Years ago on a WN flight one red-faced gentleman in suit and tie yelled out at the top of his lungs to everyone standing in line inside the plane. "Sit down GD'it, they all look alike anyway"
Tim Duggan 1
"Deer-in-the-headlights" Syndrome, and a simple lack of common sense and politeness. Yeah, this has long been a "pet peeve" of mine.....and THIS simply from trying to get ONTO the airplane to hit seat 0A (LOL)....and struggling to move past the "logjam" in the JetWay (or, sometimes "JetBridge" in other countries).
Neil49 1
As often as any other cause are the cell phone zombies who are standing in place, staring at their screens, oblivious to the fact that there's no one in front of them anymore.
biddle clyde 1
How about being held captive on an Allegiant flight for 30 minutes after gate arrival while the captain and all aboard were required to look for a flight attendants lost cell phone.
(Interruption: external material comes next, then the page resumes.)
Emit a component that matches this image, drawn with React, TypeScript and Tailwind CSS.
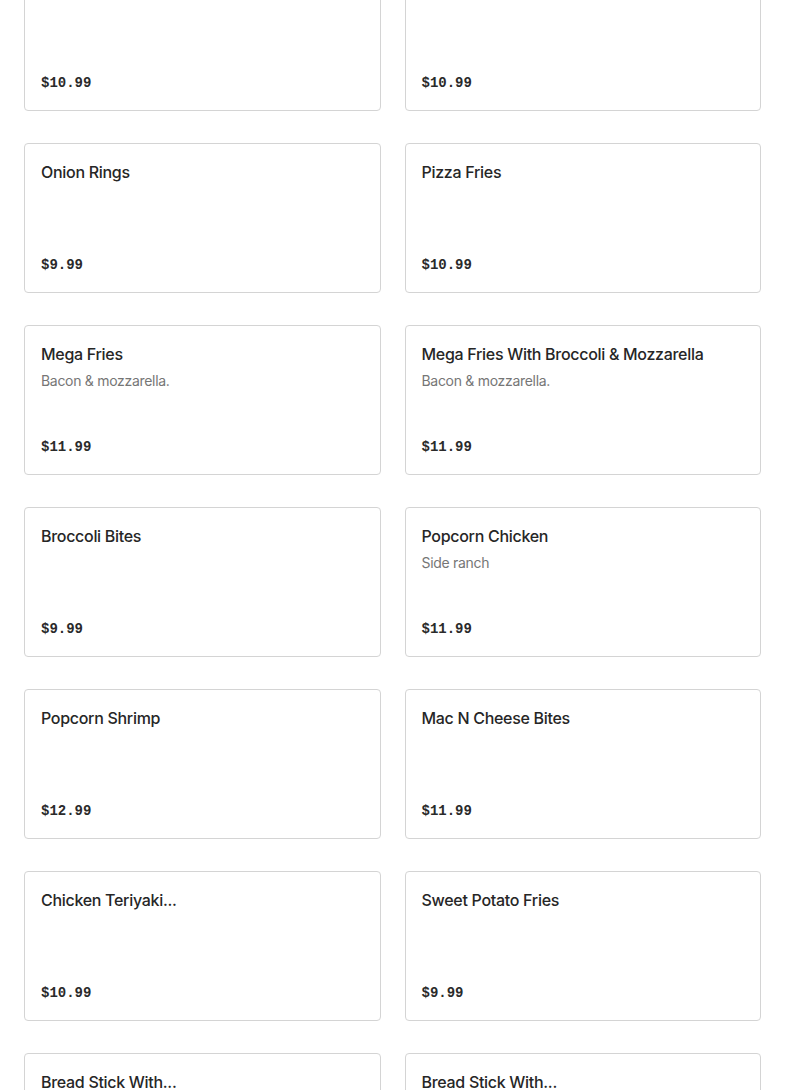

Yes, this summer on a flight from gsp to sfb, the captain had the sanford police board the plane to possibly capture the perpetrator of the lost or stolen cell phone. All passengers were flabergasted.
paul trubits 1
Frontier is charging more money to carry on a bag than to check it. The two flights that I was on seemed to board quickly. I have been on flights when you boarded, first class was to the left and steerage was to the right. Might have been an Airbus.